La democracia tal como se vive después de la Segunda Guerra Mundial en Occidente, engendra nuevos fenómenos, anómalos, contradictorios, últimamente con más asiduidad y fortaleza que al comienzo de su vida práctica.
Tienen éstos la característica, para adecuarse perfectamente al sistema, de brotar en el seno de procesos electorales que parecen cumplir con las formalidades exigidas por las normas y adaptarse a ellas sin mayores inconvenientes. Son, en tal sentido, inatacables desde el punto de mira liberal y hasta republicano.
Otro rasgo en común de las nuevas generaciones políticas es la falta absoluta de humor que las distingue.
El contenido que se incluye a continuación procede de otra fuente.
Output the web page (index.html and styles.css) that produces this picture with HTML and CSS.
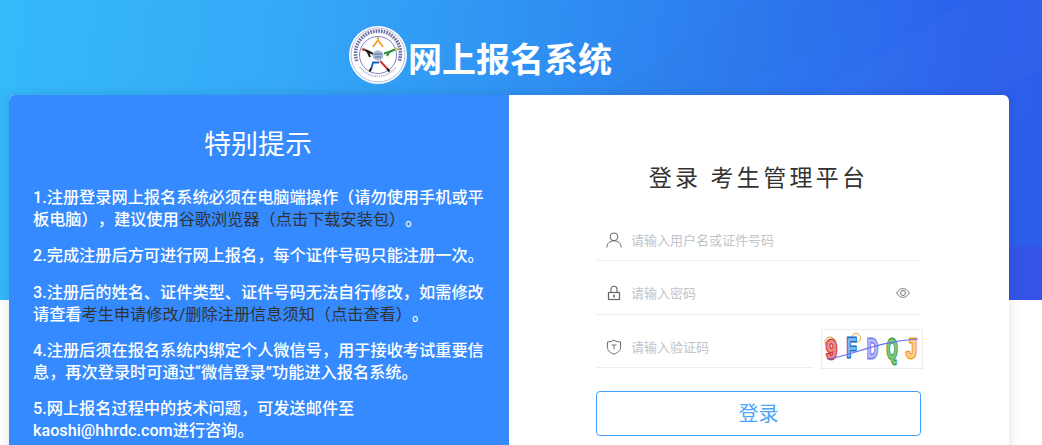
FILE: index.html
```html
<!DOCTYPE html>
<html lang="zh-CN">
<head>
<meta charset="utf-8">
<title>网上报名系统</title>
<link rel="stylesheet" href="styles.css">
</head>
<body>
<div class="page">
  <header class="brand">
    <svg class="logo" width="58" height="58" viewBox="0 0 58 58" aria-hidden="true">
      <circle cx="29" cy="29" r="29" fill="#fff"/>
      <circle cx="29" cy="29" r="27" fill="none" stroke="#a9acd0" stroke-width=".8"/>
      <circle cx="29" cy="29" r="18.5" fill="none" stroke="#6f76b5" stroke-width=".9"/>
      <path d="M7.8 35 A22.5 22.5 0 1 1 50.2 35" fill="none" stroke="#4a4f8f" stroke-width="3.6" stroke-dasharray="1.7 1" opacity=".8"/>
      <path d="M11 41 A22 22 0 0 0 47 41" fill="none" stroke="#a4a7bf" stroke-width="2" stroke-dasharray="1.2 1" opacity=".8"/>
      <path d="M29 14 L24 21 M29 14 L34 21" stroke="#f2a12e" stroke-width="1.8" fill="none"/>
      <circle cx="29" cy="12.5" r="1.3" fill="#f2a12e"/>
      <path d="M16 24 Q21 26 25 28.5 M18 25 Q20 28 21 31" stroke="#1c1a1a" stroke-width="2" fill="none"/>
      <circle cx="14.5" cy="23.5" r="1.6" fill="#b5432f"/>
      <path d="M46 23.5 Q41 26 35 27.5 M41 25 Q39 28 38 30" stroke="#2e8f35" stroke-width="2" fill="none"/>
      <circle cx="47.5" cy="23" r="1.6" fill="#e3c03a"/>
      <path d="M30 36.5 L24 36.5 L22.5 42" stroke="#1e63c4" stroke-width="1.9" fill="none"/>
      <path d="M22.5 42 L20.5 45.5" stroke="#1c1a1a" stroke-width="2" fill="none"/>
      <path d="M31 35 L33 37 L38 42.5" stroke="#d32f2f" stroke-width="1.9" fill="none"/>
      <path d="M38 42.5 L40.5 45.5" stroke="#1c1a1a" stroke-width="2" fill="none"/>
      <ellipse cx="29" cy="29.5" rx="5.5" ry="5" fill="#a9bcd6"/>
      <path d="M25 28 H33 M26 31 H32" stroke="#4f6a93" stroke-width=".9"/>
    </svg>
    <h1 class="brand-title">网上报名系统</h1>
  </header>
  <main class="card">
    <section class="notice">
      <h2 class="notice-title">特别提示</h2>
      <p class="notice-item">1.注册登录网上报名系统必须在电脑端操作（请勿使用手机或平板电脑），建议使用<a class="dark-link">谷歌浏览器（点击下载安装包）</a>。</p>
      <p class="notice-item">2.完成注册后方可进行网上报名，每个证件号码只能注册一次。</p>
      <p class="notice-item">3.注册后的姓名、证件类型、证件号码无法自行修改，如需修改请查看<a class="dark-link">考生申请修改/删除注册信息须知（点击查看）</a>。</p>
      <p class="notice-item">4.注册后须在报名系统内绑定个人微信号，用于接收考试重要信息，再次登录时可通过“微信登录”功能进入报名系统。</p>
      <p class="notice-item">5.网上报名过程中的技术问题，可发送邮件至<br>kaoshi@hhrdc.com进行咨询。</p>
    </section>
    <section class="login">
      <h2 class="login-title">登录 考生管理平台</h2>
      <div class="field field-user">
        <svg class="icon" width="16" height="16" viewBox="0 0 16 16" aria-hidden="true"><circle cx="8" cy="4.8" r="3.9" fill="none" stroke="#666" stroke-width="1"/><path d="M.8 15.6 C.8 11.4 4 8.8 8 8.8 S15.2 11.4 15.2 15.6" fill="none" stroke="#666" stroke-width="1"/></svg>
        <span class="placeholder">请输入用户名或证件号码</span>
      </div>
      <div class="field field-pass">
        <svg class="icon" width="16" height="16" viewBox="0 0 16 16" aria-hidden="true"><rect x="2.5" y="7.5" width="11" height="7" fill="none" stroke="#666" stroke-width="1.2"/><path d="M5 7.5 V4.2 a3 3 0 0 1 6 0 V7.5" fill="none" stroke="#666" stroke-width="1.1"/><rect x="7.2" y="9.6" width="1.6" height="2.8" fill="#666"/></svg>
        <span class="placeholder">请输入密码</span>
        <svg class="eye" width="14" height="10" viewBox="0 0 14 10" aria-hidden="true"><path d="M.6 5 C3 1.4 5 .6 7 .6 S11 1.4 13.4 5 C11 8.6 9 9.4 7 9.4 S3 8.6 .6 5 Z" fill="none" stroke="#666" stroke-width=".9"/><circle cx="7" cy="5" r="2.5" fill="none" stroke="#666" stroke-width=".9"/></svg>
      </div>
      <div class="captcha-row">
        <div class="field field-code">
          <svg class="icon" width="16" height="16" viewBox="0 0 16 16" aria-hidden="true"><path d="M8 1 C10 2.4 12 3 14.6 3 V8.4 C14.6 11.6 11.5 14 8 15.2 C4.5 14 1.4 11.6 1.4 8.4 V3 C4 3 6 2.4 8 1 Z" fill="none" stroke="#666" stroke-width="1"/><path d="M5.6 6 H10.4 M8 6 V10.4" fill="none" stroke="#666" stroke-width=".9"/></svg>
          <span class="placeholder">请输入验证码</span>
        </div>
        <svg class="captcha" width="102" height="40" viewBox="0 0 102 40" role="img" aria-label="9FDQJ">
          <rect x=".5" y=".5" width="101" height="39" fill="#fff" stroke="#ececec"/>
          <circle cx="9" cy="13" r="5" fill="none" stroke="#c9a24a"/>
          <circle cx="35" cy="9" r="4.5" fill="none" stroke="#eda83d"/>
          <text class="cap-char cap-red" x="5" y="30" textLength="11" lengthAdjust="spacingAndGlyphs">9</text>
          <text class="cap-char cap-blue" x="25.5" y="28" textLength="10" lengthAdjust="spacingAndGlyphs">F</text>
          <text class="cap-char cap-violet" x="46" y="29" textLength="11" lengthAdjust="spacingAndGlyphs">D</text>
          <text class="cap-char cap-green" x="65.5" y="29" textLength="11" lengthAdjust="spacingAndGlyphs">Q</text>
          <text class="cap-char cap-orange" x="85" y="29" textLength="11" lengthAdjust="spacingAndGlyphs">J</text>
          <path d="M6 30 C35 26 52 13 97 10" fill="none" stroke="#6a6cf5" stroke-width="1.2"/>
        </svg>
      </div>
      <button class="login-btn" type="button">登录</button>
    </section>
  </main>
</div>
</body>
</html>
```
FILE: styles.css
```css
html, body {
  margin: 0;
  height: 445px;
  overflow: hidden;
  background: #fff;
  font-family: "Noto Sans", "Noto Sans CJK SC", sans-serif;
}
.page {
  width: 1042px;
  height: 445px;
  overflow: hidden;
  background-color: #fff;
  background-image:
    linear-gradient(180deg, transparent 245px, #3354e6 248px),
    linear-gradient(148deg, transparent 514px, rgba(255,255,255,.014) 514px, rgba(255,255,255,.014) 610px, transparent 610px),
    linear-gradient(148deg, transparent 400px, rgba(0,0,0,.012) 400px, rgba(0,0,0,.012) 470px, transparent 470px),
    linear-gradient(97deg, #35bafb 0%, #35aaf7 25%, #2f93f3 48%, #2e7eef 66%, #2b62ec 90%, #2c5cea 100%);
  background-size: 33px 300px, 100% 300px, 100% 300px, 100% 300px;
  background-position: right top, left top, left top, left top;
  background-repeat: no-repeat;
}
.brand {
  height: 95px;
  display: flex;
  justify-content: flex-start;
  align-items: flex-start;
  padding: 26px 0 0 349px;
  box-sizing: border-box;
}
.logo { flex: none; }
.brand-title {
  margin: 9px 0 0 1px;
  font-family: "Noto Sans CJK SC", sans-serif;
  font-size: 34px;
  line-height: 46px;
  font-weight: 700;
  color: #fff;
}
.card {
  width: 1000px;
  margin-left: 9px;
  display: flex;
  height: 400px;
  border-radius: 6px 6px 0 0;
  background: #fff;
  box-shadow: 0 0 12px rgba(0, 0, 0, .12);
}
.notice {
  width: 500px;
  box-sizing: border-box;
  padding: 31px 16px 0 24px;
  background: #348afe;
  color: #fff;
  border-radius: 6px 0 0 0;
}
.notice-title {
  margin: 0 10px 25px 0;
  text-align: center;
  font-size: 27px;
  line-height: 36px;
  font-weight: 400;
}
.notice-item {
  margin: 0 0 14.3px;
  font-family: Roboto, "Noto Sans CJK SC", sans-serif;
  font-size: 16.2px;
  line-height: 22px;
  font-weight: 500;
  text-spacing-trim: space-all;
}
.dark-link { color: #333; font-weight: 400; }
.login {
  width: 500px;
  box-sizing: border-box;
  padding: 66px 88px 0 87px;
}
.login-title {
  margin: 0 0 24px;
  text-align: center;
  font-size: 23px;
  line-height: 32px;
  font-weight: 400;
  letter-spacing: 3.3px;
  color: #333;
}
.field {
  display: flex;
  align-items: center;
  box-sizing: border-box;
  height: 44px;
  padding: 1px 10px 0;
  border-bottom: 1px solid #ebeef5;
  margin-bottom: 10px;
}
.field-user { padding-top: 2px; }
.icon { flex: none; margin-right: 9px; }
.placeholder {
  font-size: 13px;
  color: #c0c4cc;
  line-height: 20px;
}
.eye { margin-left: auto; margin-right: 1px; }
.captcha-row {
  display: flex;
  align-items: flex-start;
  justify-content: space-between;
  margin-right: -2px;
}
.field-code {
  width: 217px;
  height: 43px;
  margin: 0;
}
.captcha { flex: none; margin-top: 4px; }
.cap-char {
  font-family: "Liberation Sans", sans-serif;
  font-size: 27px;
  font-weight: 700;
  stroke-width: 2.8px;
  paint-order: stroke;
}
.cap-red { fill: #e88a85; stroke: #cf3a36; }
.cap-blue { fill: #7fb4ee; stroke: #1669c9; }
.cap-violet { fill: #b4b7f8; stroke: #7478ee; }
.cap-green { fill: #7cc880; stroke: #3a9a3e; }
.cap-orange { fill: #fbd08a; stroke: #f59a0c; }
.login-btn {
  display: block;
  width: 100%;
  height: 45px;
  margin-top: 22px;
  padding: 0 0 2px;
  background: #fff;
  border: 1px solid #409eff;
  border-radius: 4px;
  color: #4ea5fb;
  font: inherit;
  font-size: 20px;
}
```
Falta, por supuesto, grave, porque demuestra poca plasticidad y, menos, talento.
En los debates, a veces encarnizados, solo asomó en alguna oportunidad el de Myriam Bregman, ensombrecido siempre por su dogmatismo, tan alejado de la realidad como del vasto pensamiento y las agudas reflexiones de León Trotsky.
Los candidatos oficialistas recitan correctamente sus libretos, sin otro atractivo que sus sonrisas algo hieráticas y su buena voluntad; los opositores sus enojos, sus exageraciones, sus fingidas indignaciones, sus reaccionarios y veraces propósitos.
Como si fuese poco con este clima de descomposición, viene a agregarse una vez más la descomposición del sempiterno conflicto en Medio Oriente. Cual si algo le faltara a la izquierda local para acentuar sus divisiones, la nueva guerra Hamas-Israel la empuja a repartir sus adhesiones, grietas, odios, contradicciones. La ignorancia de la historia y de la cultura de cada pueblo ejerce, también, su dominio en este campo. La llamada izquierda se mete, ya es un hábito, de lleno en él; un conflicto en el que entre otras cuestiones más importantes se discute con no menos vigor dónde se puede rezar por parte de judíos y musulmanes, si es legal que los judíos recen del lado palestino o en la mezquita de Al-Aqzar, y no en el Muro.
Mientras, la campaña sigue a todo vapor con pocas propuestas serias, en tanto se despliega la sucia, en la que candidatos y partidos se tiran todo lo que tienen a mano: violencia económica, corridas por el dólar, chocolates e insaurraldes, insultos e inmoralidades, departamentos de lujo, casas señoriales, prisiones colectivas.
El elector, que antes tenía a flor de piel sus pasiones políticas, sus adhesiones casi sentimentales, sus convicciones, y brillaba entusiasmado ante cada oportunidad, cada discurso, cada manifestación, cada decisión, hoy observa con desconfianza y frialdad el espectáculo, y suma dudas a las que ha venido acumulando a lo largo de años de promesas y desilusiones.
Voto desde un 23 de febrero de 1958, en aquellas elecciones convocadas obligadamente por la libertadura, en las que opté por la fórmula Frondizi-Gómez, entusiasmado con su Programa para “20 millones de argentinos”. Desde entonces, y en cada oportunidad, seguí haciéndolo por las corrientes progresistas y populares que alimentaban esperanzas y aquel entusiasmo. Acaso esta vez, en que lo hago sin ningún encanto, con más lógica que pasión, con más madurez (espero) que emociones, salgan las cosas mejor.
* Mario Goloboff es escritor, docente universitario.